(Stored data entries)
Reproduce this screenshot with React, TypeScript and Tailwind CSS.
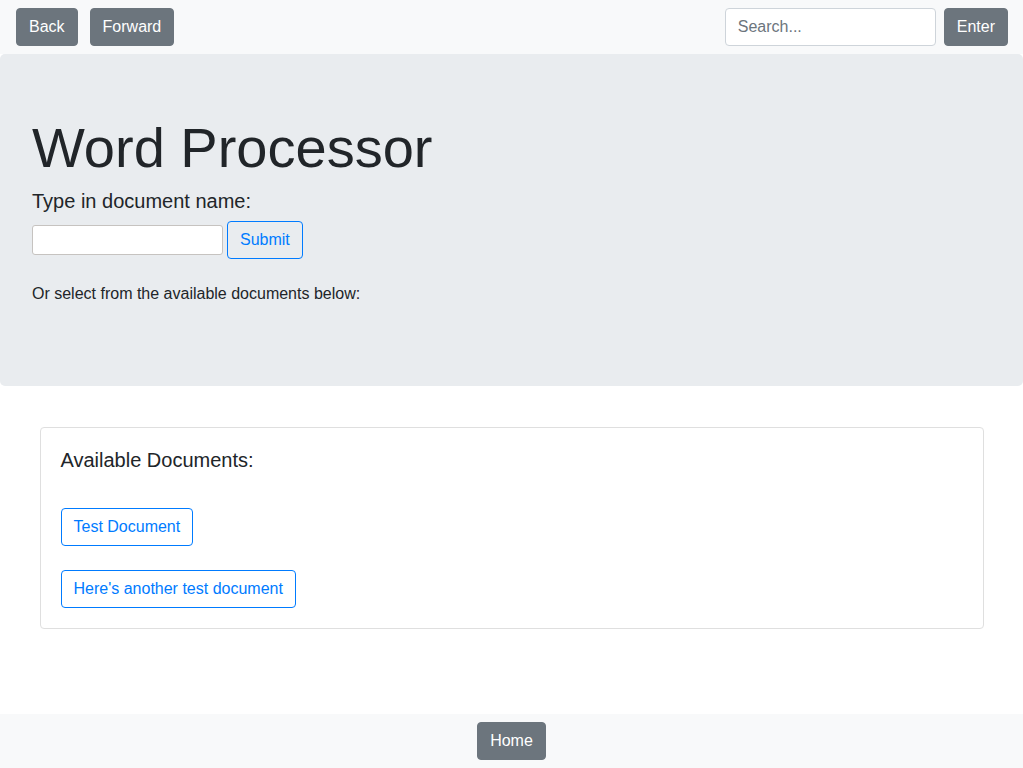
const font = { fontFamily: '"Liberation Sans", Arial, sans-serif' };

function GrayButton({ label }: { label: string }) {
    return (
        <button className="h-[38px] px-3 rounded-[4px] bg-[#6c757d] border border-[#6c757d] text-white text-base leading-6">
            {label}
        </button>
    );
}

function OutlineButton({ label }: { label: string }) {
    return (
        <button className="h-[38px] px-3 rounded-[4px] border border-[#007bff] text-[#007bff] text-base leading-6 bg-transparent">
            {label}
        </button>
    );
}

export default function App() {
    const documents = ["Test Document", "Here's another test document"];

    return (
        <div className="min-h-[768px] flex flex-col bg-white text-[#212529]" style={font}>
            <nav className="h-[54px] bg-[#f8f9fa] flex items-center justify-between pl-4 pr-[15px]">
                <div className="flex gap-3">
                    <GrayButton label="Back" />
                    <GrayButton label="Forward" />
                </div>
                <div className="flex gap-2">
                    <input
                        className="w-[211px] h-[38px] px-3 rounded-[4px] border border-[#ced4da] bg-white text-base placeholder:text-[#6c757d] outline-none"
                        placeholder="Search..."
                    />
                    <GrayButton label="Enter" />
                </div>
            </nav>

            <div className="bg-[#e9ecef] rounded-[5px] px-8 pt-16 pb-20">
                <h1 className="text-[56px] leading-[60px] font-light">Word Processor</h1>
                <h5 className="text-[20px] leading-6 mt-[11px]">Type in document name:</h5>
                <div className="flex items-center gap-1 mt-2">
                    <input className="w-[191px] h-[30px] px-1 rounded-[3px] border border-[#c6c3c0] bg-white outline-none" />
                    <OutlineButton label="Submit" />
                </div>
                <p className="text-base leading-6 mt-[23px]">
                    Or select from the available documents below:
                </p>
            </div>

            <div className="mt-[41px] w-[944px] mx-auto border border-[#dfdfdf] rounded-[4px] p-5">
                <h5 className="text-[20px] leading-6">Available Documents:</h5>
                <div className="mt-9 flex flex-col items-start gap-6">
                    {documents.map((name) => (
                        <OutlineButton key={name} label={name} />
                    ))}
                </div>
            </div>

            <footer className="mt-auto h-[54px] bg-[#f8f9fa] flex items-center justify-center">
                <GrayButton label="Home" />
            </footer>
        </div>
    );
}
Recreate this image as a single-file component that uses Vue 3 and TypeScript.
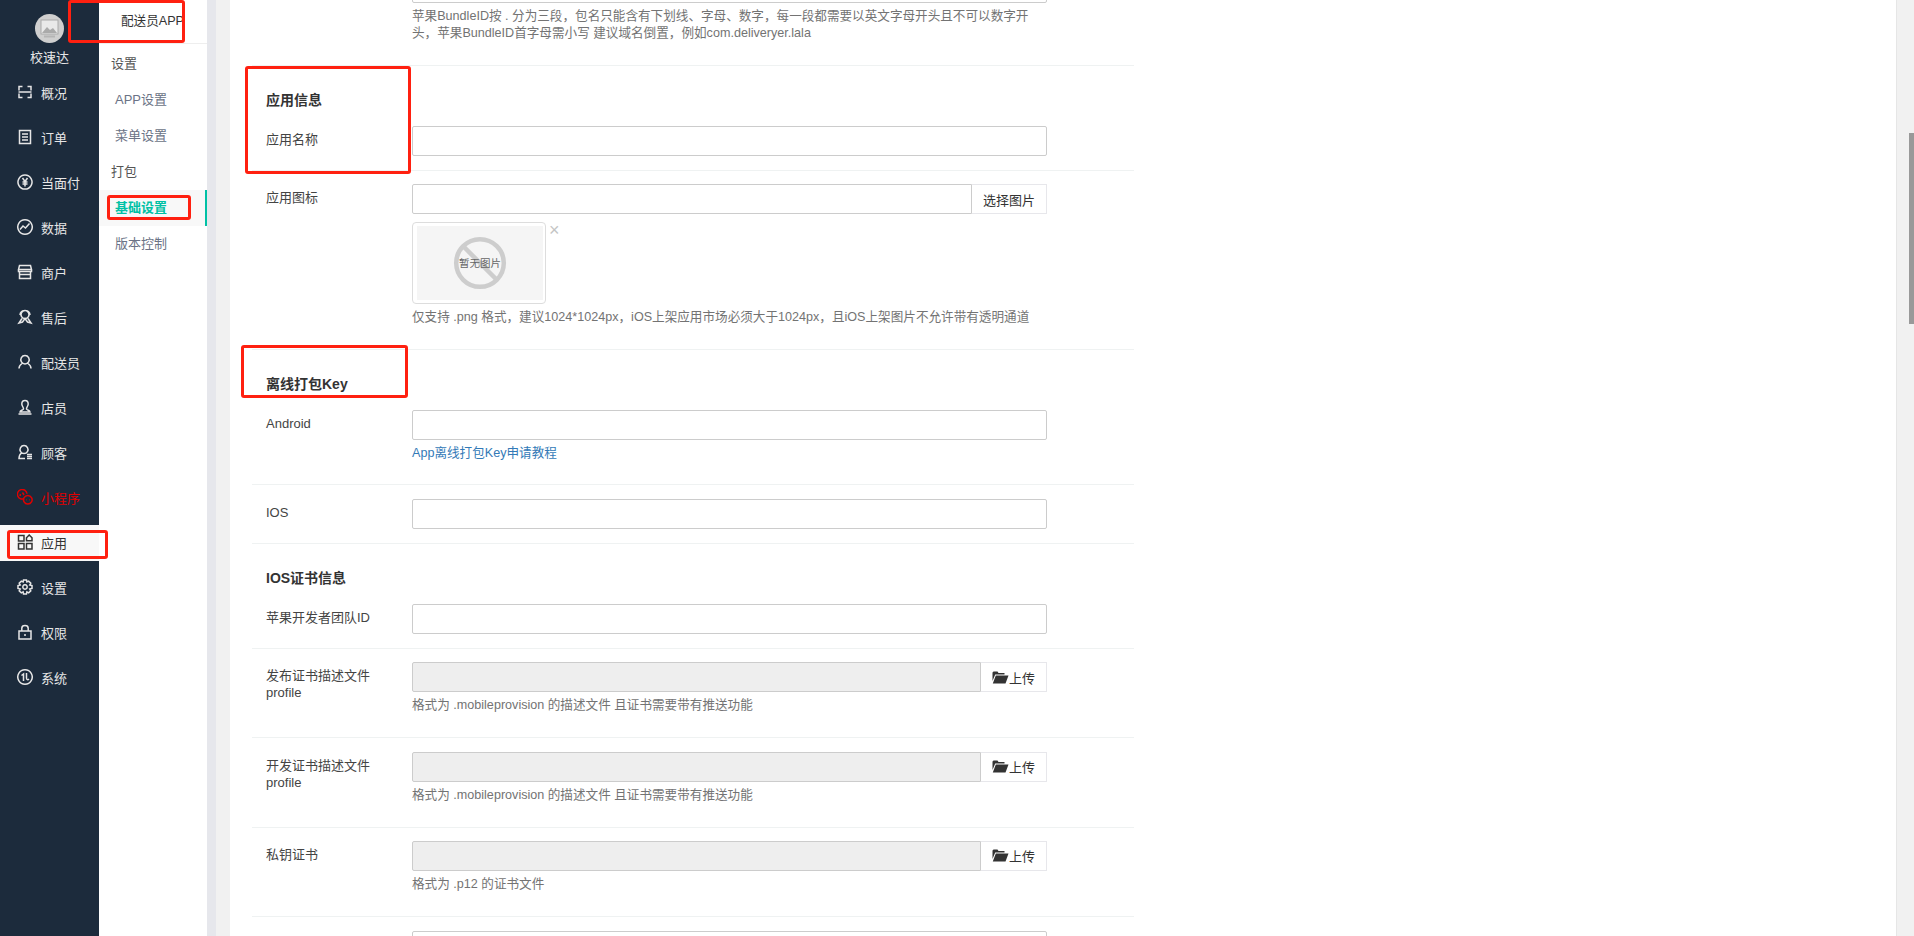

• _THE PROBLEM_:
In the material above, show every line where the word "this" turns up.

• _COMPLETE RESPONSE_:
Reproduce this screenshot with React, TypeScript and Tailwind CSS.
Recreate this image as a single-file component that uses Vue 3 and TypeScript.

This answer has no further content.